# [RECORDED DATA]
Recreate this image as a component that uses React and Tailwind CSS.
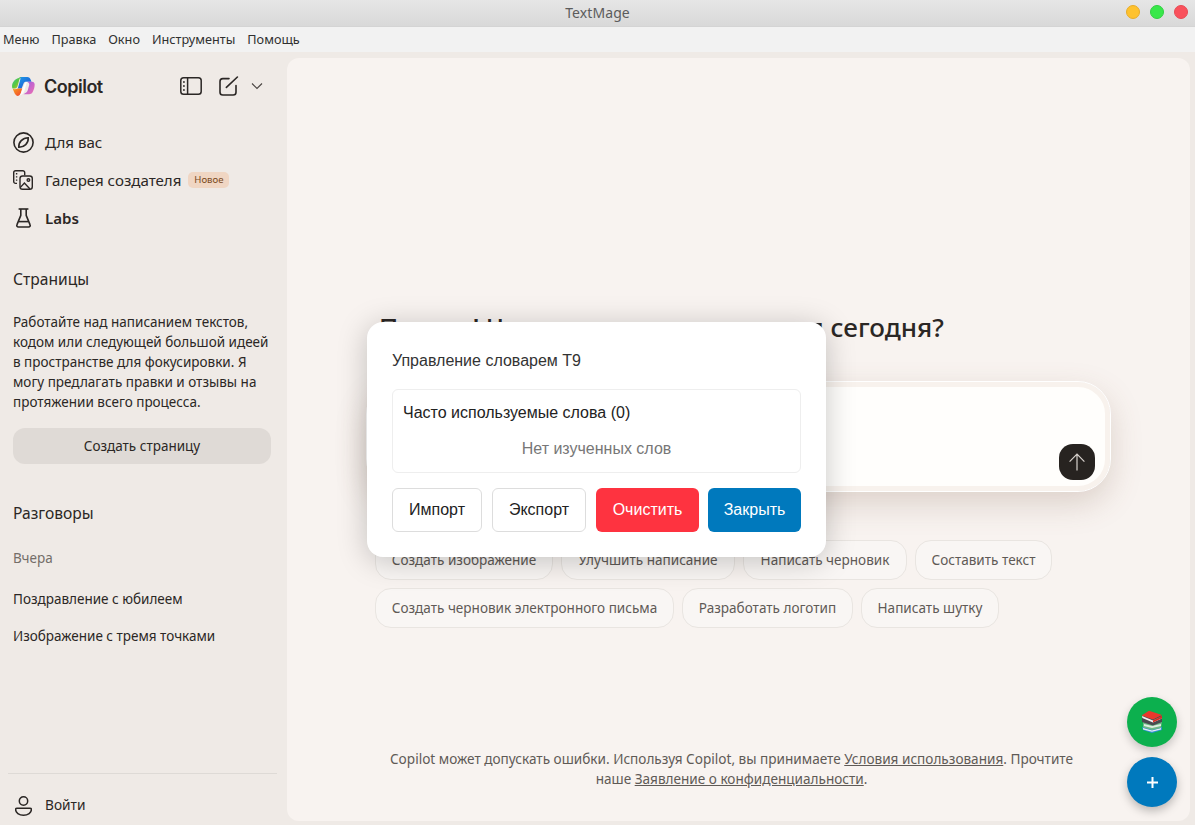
import React from "react";

function Logo() {
  return (
    <svg width="23" height="21" viewBox="0 0 24 22" fill="none">
      <defs>
        <linearGradient id="a" x1="0" y1="0" x2="1" y2="1"><stop offset="0" stopColor="#1f9ce8" /><stop offset="1" stopColor="#1c4fd0" /></linearGradient>
        <linearGradient id="b" x1="0" y1="0" x2="1" y2="1"><stop offset="0" stopColor="#9a5ae8" /><stop offset="1" stopColor="#f070b0" /></linearGradient>
        <linearGradient id="c" x1="0" y1="0" x2="1" y2="1"><stop offset="0" stopColor="#38c0a0" /><stop offset="0.5" stopColor="#58c840" /><stop offset="1" stopColor="#f0c020" /></linearGradient>
        <linearGradient id="d" x1="0" y1="0" x2="1" y2="1"><stop offset="0" stopColor="#f8a020" /><stop offset="1" stopColor="#f04030" /></linearGradient>
      </defs>
      <path d="M8 1h8c2 0 2.8 1 3.4 2.6l1 2.4H15c-1.6 0-2.6.6-3 2L10 13H6l2.6-9C8.9 2.8 8.8 1.6 8 1z" fill="url(#a)" />
      <path d="M16 6h5c1.6 0 2.7 1.2 2.7 3 0 3-1 6-2.2 8-.9 1.5-2.2 2-3.6 2H12l2-1.2c1.5-.6 2-1.6 2.6-3.4l1.4-5c.3-1.3-.4-2.4-2-3.4z" fill="url(#b)" />
      <path d="M7 2c1-.8 2-1 2.6-1C8.4 1.6 8 2.6 7.6 4L6 10c-.4 1.6-1 3-3 3H.6C.2 12.6 0 11.5 0 10.4 0 7 2.8 3 7 2z" fill="url(#c)" />
      <path d="M6 13h4.6l-1 3.6C9.1 18.6 8 21 6 21 3.6 21 2 17 .8 13.4 2 14 4.4 14 6 13z" fill="url(#d)" />
      <path d="M13 8.5c.5-1.4 1.2-2.2 3-2.5-.5.4-.9 1.6-1.2 3l-1.3 4.5c-.5 1.9-1.2 4.5-3.4 6-1 .7-1.6.9-3.1 1.4 1.4-.4 2.2-2 2.8-4.4z" fill="#fff" opacity=".85" />
    </svg>
  );
}

function PanelIcon() {
  return (
    <svg width="22" height="18" viewBox="0 0 22 18" fill="none" stroke="#2b2725" strokeWidth="1.5">
      <rect x="0.8" y="0.8" width="20.4" height="16.4" rx="2.8" />
      <path d="M7.6 0.8v16.4" />
      <path d="M3 5h1.8M3 9h1.8M3 13h1.8" strokeWidth="1.7" />
    </svg>
  );
}

function EditIcon() {
  return (
    <svg width="20" height="20" viewBox="0 0 20 20" fill="none" stroke="#2b2725" strokeWidth="1.6" strokeLinecap="round">
      <path d="M10 2.6H3.8A2.8 2.8 0 0 0 1 5.4v10.8A2.8 2.8 0 0 0 3.8 19h10.4a2.8 2.8 0 0 0 2.8-2.8V9.6" />
      <path d="M7.4 11.4L18.4 1" />
    </svg>
  );
}

function Chevron() {
  return (
    <svg width="12" height="8" viewBox="0 0 12 8" fill="none" stroke="#4a4542" strokeWidth="1.1">
      <path d="M1 1.5l5 5 5-5" />
    </svg>
  );
}

function CompassIcon() {
  return (
    <svg width="21" height="21" viewBox="0 0 21 21" fill="none" stroke="#2b2725" strokeWidth="1.6">
      <circle cx="10.5" cy="10.5" r="9.6" />
      <path d="M5.8 15.2c-.4-5 3.8-9.4 9.4-9.4.5 5.4-4 9.6-9.4 9.4z" />
    </svg>
  );
}

function GalleryIcon() {
  return (
    <svg width="20" height="20" viewBox="0 0 20 20" fill="none" stroke="#2b2725" strokeWidth="1.4">
      <path d="M4 13.4H2.6A1.9 1.9 0 0 1 .7 11.5V2.6A1.9 1.9 0 0 1 2.6.7h7.2a1.9 1.9 0 0 1 1.9 1.9v2.6" />
      <path d="M3.6 3v1.4M3.6 6.2v1.4M3.6 9.4v1.4" strokeWidth="1.4" />
      <rect x="7" y="6" width="12.3" height="13.3" rx="2.6" />
      <circle cx="15.4" cy="10" r="1.3" />
      <path d="M7.4 17.4l4-4.4 5.6 6" />
    </svg>
  );
}

function FlaskIcon() {
  return (
    <svg width="15" height="20" viewBox="0 0 15 20" fill="none" stroke="#2b2725" strokeWidth="1.6" strokeLinejoin="round">
      <path d="M2.6 1h9.8" />
      <path d="M4.8 1v6.4L1 16.6a1.6 1.6 0 0 0 1.5 2.4h10a1.6 1.6 0 0 0 1.5-2.4l-3.8-9.2V1" />
      <path d="M2.6 13.6h9.8" />
    </svg>
  );
}

function UserIcon() {
  return (
    <svg width="17" height="20" viewBox="0 0 17 20" fill="none" stroke="#2b2725" strokeWidth="1.5">
      <circle cx="8.5" cy="5" r="4.2" />
      <path d="M2 12.2h13c.9 0 1.4.6 1.4 1.4 0 3-3.4 5.6-7.9 5.6S.6 16.6.6 13.6c0-.8.6-1.4 1.4-1.4z" />
    </svg>
  );
}

function Books() {
  return (
    <svg width="24" height="24" viewBox="0 0 24 24">
      <path d="M2 17l9-2 11 2v3l-10 3-9-3z" fill="#2f8fd8" />
      <path d="M3 18l9 2.6 9-2.6v1.4l-9 2.4-9-2.4z" fill="#e8eef2" />
      <path d="M3 12l9-2.4 10 2.4-1 6-9 2-9-2.4z" fill="#6fb886" />
      <path d="M4 14l8 2 9-2v2l-9 2-8-2z" fill="#dfeee0" />
      <path d="M2 7l10-5 10 4v6l-9 3.4L2 12z" fill="#4a4a4f" />
      <path d="M1.6 5.6L9 .8l13 4.2-9 4.4z" fill="#e8382c" />
      <path d="M2 6l11 4.4 8.6-4-.2 2.4-8.4 3.6L2.4 8z" fill="#f2f2f2" />
      <path d="M13 10.4l9-4.6v2.4l-9 4.4z" fill="#d82c24" />
    </svg>
  );
}

const chips1 = [
  ["Создать изображение", "w-[178px]"],
  ["Улучшить написание", "w-[174px]"],
  ["Написать черновик", "w-[164px]"],
  ["Составить текст", "w-[137px]"],
];
const chips2 = [
  ["Создать черновик электронного письма", "w-[299px]"],
  ["Разработать логотип", "w-[171px]"],
  ["Написать шутку", "w-[138px]"],
];

function Chip({ children, width }) {
  return (
    <div className={`${width} h-10 flex items-center justify-center rounded-2xl border border-[#e9e5e1] bg-[#f9f6f4] text-[13.55px] text-[#5f5a56] whitespace-nowrap`}>
      {children}
    </div>
  );
}

function NavItem({ icon, children, bold, extra }) {
  return (
    <div className="h-[38px] flex items-center">
      <div className="w-[32px] flex">{icon}</div>
      <span className={`text-[15.1px] ${bold ? "font-semibold" : ""} text-[#2b2725]`}>{children}</span>
      {extra}
    </div>
  );
}

export default function App() {
  return (
    <div className="relative w-full h-screen overflow-hidden flex flex-col bg-[#efeae6] font-['Noto_Sans',sans-serif] text-[#2b2725]">
      <div className="h-[27px] shrink-0 flex items-center justify-between bg-gradient-to-b from-[#e6e6e6] to-[#d9d9d9] border-b border-[#d4d4d4]">
        <div className="w-[69px]" />
        <div className="text-sm text-[#5c5c5c] tracking-[0.1px]">TextMage</div>
        <div className="flex items-center gap-[10px] pr-[7px] pb-[2px]">
          <div className="w-[14px] h-[14px] rounded-full bg-[#fec22e] border border-[#e8ac28]" />
          <div className="w-[14px] h-[14px] rounded-full bg-[#38e84a] border border-[#30d040]" />
          <div className="w-[14px] h-[14px] rounded-full bg-[#f9515c] border border-[#e84a54]" />
        </div>
      </div>
      <div className="h-[25px] shrink-0 flex items-center gap-[12px] pl-[3px] bg-[#f2f2f2] text-[12.7px] text-[#303030]">
        <span>Меню</span>
        <span>Правка</span>
        <span>Окно</span>
        <span>Инструменты</span>
        <span>Помощь</span>
      </div>

      <div className="flex-1 flex min-h-0">
        <aside className="w-[287px] shrink-0 flex flex-col">
          <div className="h-[68px] flex items-center pl-[12px] pr-[24px]">
            <Logo />
            <span className="ml-[9px] text-[18px] font-semibold font-['Inter',sans-serif] tracking-[-0.5px] text-[#2b2725]">Copilot</span>
            <div className="ml-auto flex items-center">
              <PanelIcon />
              <div className="ml-[17px]"><EditIcon /></div>
              <div className="ml-[12px]"><Chevron /></div>
            </div>
          </div>
          <div className="pl-[13px] flex flex-col mt-[3px]">
            <NavItem icon={<CompassIcon />}>Для вас</NavItem>
            <NavItem
              icon={<GalleryIcon />}
              extra={
                <span className="ml-[7px] h-4 w-[41px] text-center rounded-[5px] bg-[#f0d6c3] text-[9.6px] leading-4 text-[#7b4a22]">Новое</span>
              }
            >
              Галерея создателя
            </NavItem>
            <NavItem icon={<div className="ml-[3px]"><FlaskIcon /></div>} bold>Labs</NavItem>
          </div>
          <div className="pl-[13px] pr-[16px] mt-[31px]">
            <div className="text-[15.6px] leading-[22px] text-[#2b2725]">Страницы</div>
            <p className="mt-[22px] text-[13.5px] leading-5 text-[#2b2725]">
              Работайте над написанием текстов, кодом или следующей большой идеей в пространстве для фокусировки. Я могу предлагать правки и отзывы на протяжении всего процесса.
            </p>
            <div className="mt-4 h-9 rounded-xl bg-[#dfdad6] flex items-center justify-center text-[13.5px] text-[#2b2725]">Создать страницу</div>
            <div className="mt-[38px] text-[15.6px] leading-[22px]">Разговоры</div>
            <div className="mt-[24px] text-[13.5px] leading-5 text-[#746e69]">Вчера</div>
            <div className="mt-[21px] text-[13.5px] leading-5">Поздравление с юбилеем</div>
            <div className="mt-[17px] text-[13.5px] leading-5">Изображение с тремя точками</div>
          </div>
          <div className="mt-auto ml-[8px] mr-[10px] border-t border-[#dedad6] h-[52px] flex items-center pl-[7px] pt-[12px]">
            <UserIcon />
            <span className="ml-[13px] text-[13.7px]">Войти</span>
          </div>
        </aside>

        <main className="flex-1 mt-[6px] mb-[4px] mr-[5px] rounded-xl bg-[#f8f3f0] flex flex-col items-center min-w-0">
          <div className="mt-[251px] w-[731px] pl-[6px] text-[26px] leading-9 font-medium text-[#2b2725] whitespace-nowrap">
            Привет! Чем нам следует заняться сегодня?
          </div>
          <div className="mt-[37px] w-[743px] h-[109px] rounded-[32px] border-[5px] border-[#f8f2ed] outline outline-1 outline-white bg-[#fffefc] shadow-[0_12px_32px_rgba(120,80,60,0.22)] flex items-end justify-end pr-[10px] pb-[6px]">
            <div className="w-9 h-9 rounded-[14px] bg-[#272320] flex items-center justify-center">
              <svg width="20" height="20" viewBox="0 0 20 20" fill="none" stroke="#d8d2cd" strokeWidth="1.2">
                <path d="M10 18.4V2.4M2.6 9.6L10 2.2l7.4 7.4" />
              </svg>
            </div>
          </div>
          <div className="mt-[49px] w-[727px] flex flex-col gap-2">
            <div className="flex gap-2">{chips1.map(([c, w]) => <Chip key={c} width={w}>{c}</Chip>)}</div>
            <div className="flex gap-2">{chips2.map(([c, w]) => <Chip key={c} width={w}>{c}</Chip>)}</div>
          </div>
          <div className="mt-auto mb-[32px] w-[731px] pr-[14px] text-center text-[13.58px] leading-5 text-[#5f5a56]">
            Copilot может допускать ошибки. Используя Copilot, вы принимаете <span className="underline">Условия использования</span>. Прочтите
            <br />
            наше <span className="underline">Заявление о конфиденциальности</span>.
          </div>
        </main>
      </div>

      <div className="absolute left-[1127px] top-[697px] w-[50px] h-[50px] rounded-full bg-[#0cb04e] shadow-[0_4px_10px_rgba(0,0,0,0.2)] flex items-center justify-center">
        <Books />
      </div>
      <div className="absolute left-[1127px] top-[757px] w-[50px] h-[50px] rounded-full bg-[#0079bd] shadow-[0_4px_10px_rgba(0,0,0,0.25)] flex items-center justify-center">
        <svg width="11" height="11" viewBox="0 0 11 11" stroke="#fff" strokeWidth="2"><path d="M5.5 0v11M0 5.5h11" /></svg>
      </div>

      <div className="absolute left-[367px] top-[322px] w-[459px] h-[235px] rounded-2xl bg-white shadow-[0_4px_30px_rgba(0,0,0,0.22)] px-[25px] pt-[26px] font-['Liberation_Sans',sans-serif]">
        <div className="text-base leading-[26px] text-[#333333]">Управление словарем T9</div>
        <div className="mt-[15px] h-[84px] w-[409px] rounded-md border border-[#eeeeee] px-[10px] pt-[12px]">
          <div className="text-base leading-[22px] text-[#222222]">Часто используемые слова (0)</div>
          <div className="mt-[14px] text-center text-base leading-[22px] text-[#777777]">Нет изученных слов</div>
        </div>
        <div className="mt-[15px] flex gap-[10px] h-[44px] text-base">
          <div className="w-[90px] rounded-md border border-[#dddddd] flex items-center justify-center text-[#222222]">Импорт</div>
          <div className="w-[94px] rounded-md border border-[#dddddd] flex items-center justify-center text-[#222222]">Экспорт</div>
          <div className="w-[103px] rounded-md bg-[#fe3340] flex items-center justify-center text-white">Очистить</div>
          <div className="w-[93px] ml-[-1px] rounded-md bg-[#0079bd] flex items-center justify-center text-white">Закрыть</div>
        </div>
      </div>
    </div>
  );
}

# [EXERCISE GOAL]
Pull out and copy each line containing the string "React".

# [WRITTEN SOLUTION]
Recreate this image as a component that uses React and Tailwind CSS.
import React from "react";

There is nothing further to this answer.